[BEGIN Dataset extract]

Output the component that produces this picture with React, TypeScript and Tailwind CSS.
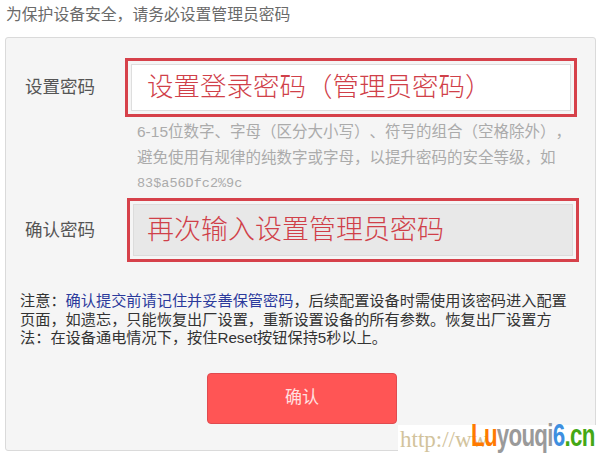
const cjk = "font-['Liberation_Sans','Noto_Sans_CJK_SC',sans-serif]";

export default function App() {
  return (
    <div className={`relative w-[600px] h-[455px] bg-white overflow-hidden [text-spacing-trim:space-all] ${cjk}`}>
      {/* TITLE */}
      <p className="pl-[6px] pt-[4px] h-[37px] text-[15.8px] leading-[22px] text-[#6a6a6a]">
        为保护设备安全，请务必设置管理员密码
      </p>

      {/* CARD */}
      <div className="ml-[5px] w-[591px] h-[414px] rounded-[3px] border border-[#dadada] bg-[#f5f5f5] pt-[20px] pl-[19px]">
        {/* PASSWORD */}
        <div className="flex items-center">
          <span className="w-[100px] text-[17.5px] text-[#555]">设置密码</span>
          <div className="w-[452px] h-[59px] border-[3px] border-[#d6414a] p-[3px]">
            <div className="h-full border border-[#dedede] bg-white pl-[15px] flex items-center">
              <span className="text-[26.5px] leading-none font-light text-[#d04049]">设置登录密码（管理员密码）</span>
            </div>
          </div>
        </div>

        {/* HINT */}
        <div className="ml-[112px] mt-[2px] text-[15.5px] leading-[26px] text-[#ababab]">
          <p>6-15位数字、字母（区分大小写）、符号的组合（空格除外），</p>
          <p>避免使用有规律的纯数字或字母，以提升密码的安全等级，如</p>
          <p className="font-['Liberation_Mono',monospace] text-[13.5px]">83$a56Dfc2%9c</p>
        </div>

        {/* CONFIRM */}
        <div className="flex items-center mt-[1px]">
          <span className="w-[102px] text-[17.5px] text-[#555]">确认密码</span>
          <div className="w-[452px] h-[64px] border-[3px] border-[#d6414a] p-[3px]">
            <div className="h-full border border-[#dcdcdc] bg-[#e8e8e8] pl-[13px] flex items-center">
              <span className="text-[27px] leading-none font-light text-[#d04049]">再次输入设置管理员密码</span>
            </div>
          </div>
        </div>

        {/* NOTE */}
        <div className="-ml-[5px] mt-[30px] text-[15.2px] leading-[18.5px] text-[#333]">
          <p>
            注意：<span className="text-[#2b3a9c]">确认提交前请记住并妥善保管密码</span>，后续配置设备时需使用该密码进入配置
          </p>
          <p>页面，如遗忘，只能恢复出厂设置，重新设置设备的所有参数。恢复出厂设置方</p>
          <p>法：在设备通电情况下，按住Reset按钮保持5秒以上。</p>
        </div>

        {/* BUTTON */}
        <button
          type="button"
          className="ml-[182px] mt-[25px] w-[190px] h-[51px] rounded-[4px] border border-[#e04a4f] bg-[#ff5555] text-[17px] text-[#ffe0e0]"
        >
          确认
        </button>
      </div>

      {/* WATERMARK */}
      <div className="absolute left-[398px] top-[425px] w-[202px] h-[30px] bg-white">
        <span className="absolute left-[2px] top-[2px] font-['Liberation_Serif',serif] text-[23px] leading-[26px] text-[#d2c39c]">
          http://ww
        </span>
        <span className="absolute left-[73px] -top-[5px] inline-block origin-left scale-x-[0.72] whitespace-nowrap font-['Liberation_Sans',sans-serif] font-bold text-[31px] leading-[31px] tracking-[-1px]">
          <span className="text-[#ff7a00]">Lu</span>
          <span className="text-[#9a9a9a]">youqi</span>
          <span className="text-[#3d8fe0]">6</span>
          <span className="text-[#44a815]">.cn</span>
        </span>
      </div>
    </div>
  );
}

[END Dataset extract]

→ Stated problem: Make an exact copy of all the material, but keep the pictures out of it.

→ Response to this task:
Output the component that produces this picture with React, TypeScript and Tailwind CSS.
const cjk = "font-['Liberation_Sans','Noto_Sans_CJK_SC',sans-serif]";

export default function App() {
  return (
    <div className={`relative w-[600px] h-[455px] bg-white overflow-hidden [text-spacing-trim:space-all] ${cjk}`}>
      {/* TITLE */}
      <p className="pl-[6px] pt-[4px] h-[37px] text-[15.8px] leading-[22px] text-[#6a6a6a]">
        为保护设备安全，请务必设置管理员密码
      </p>

      {/* CARD */}
      <div className="ml-[5px] w-[591px] h-[414px] rounded-[3px] border border-[#dadada] bg-[#f5f5f5] pt-[20px] pl-[19px]">
        {/* PASSWORD */}
        <div className="flex items-center">
          <span className="w-[100px] text-[17.5px] text-[#555]">设置密码</span>
          <div className="w-[452px] h-[59px] border-[3px] border-[#d6414a] p-[3px]">
            <div className="h-full border border-[#dedede] bg-white pl-[15px] flex items-center">
              <span className="text-[26.5px] leading-none font-light text-[#d04049]">设置登录密码（管理员密码）</span>
            </div>
          </div>
        </div>

        {/* HINT */}
        <div className="ml-[112px] mt-[2px] text-[15.5px] leading-[26px] text-[#ababab]">
          <p>6-15位数字、字母（区分大小写）、符号的组合（空格除外），</p>
          <p>避免使用有规律的纯数字或字母，以提升密码的安全等级，如</p>
          <p className="font-['Liberation_Mono',monospace] text-[13.5px]">83$a56Dfc2%9c</p>
        </div>

        {/* CONFIRM */}
        <div className="flex items-center mt-[1px]">
          <span className="w-[102px] text-[17.5px] text-[#555]">确认密码</span>
          <div className="w-[452px] h-[64px] border-[3px] border-[#d6414a] p-[3px]">
            <div className="h-full border border-[#dcdcdc] bg-[#e8e8e8] pl-[13px] flex items-center">
              <span className="text-[27px] leading-none font-light text-[#d04049]">再次输入设置管理员密码</span>
            </div>
          </div>
        </div>

        {/* NOTE */}
        <div className="-ml-[5px] mt-[30px] text-[15.2px] leading-[18.5px] text-[#333]">
          <p>
            注意：<span className="text-[#2b3a9c]">确认提交前请记住并妥善保管密码</span>，后续配置设备时需使用该密码进入配置
          </p>
          <p>页面，如遗忘，只能恢复出厂设置，重新设置设备的所有参数。恢复出厂设置方</p>
          <p>法：在设备通电情况下，按住Reset按钮保持5秒以上。</p>
        </div>

        {/* BUTTON */}
        <button
          type="button"
          className="ml-[182px] mt-[25px] w-[190px] h-[51px] rounded-[4px] border border-[#e04a4f] bg-[#ff5555] text-[17px] text-[#ffe0e0]"
        >
          确认
        </button>
      </div>

      {/* WATERMARK */}
      <div className="absolute left-[398px] top-[425px] w-[202px] h-[30px] bg-white">
        <span className="absolute left-[2px] top-[2px] font-['Liberation_Serif',serif] text-[23px] leading-[26px] text-[#d2c39c]">
          http://ww
        </span>
        <span className="absolute left-[73px] -top-[5px] inline-block origin-left scale-x-[0.72] whitespace-nowrap font-['Liberation_Sans',sans-serif] font-bold text-[31px] leading-[31px] tracking-[-1px]">
          <span className="text-[#ff7a00]">Lu</span>
          <span className="text-[#9a9a9a]">youqi</span>
          <span className="text-[#3d8fe0]">6</span>
          <span className="text-[#44a815]">.cn</span>
        </span>
      </div>
    </div>
  );
}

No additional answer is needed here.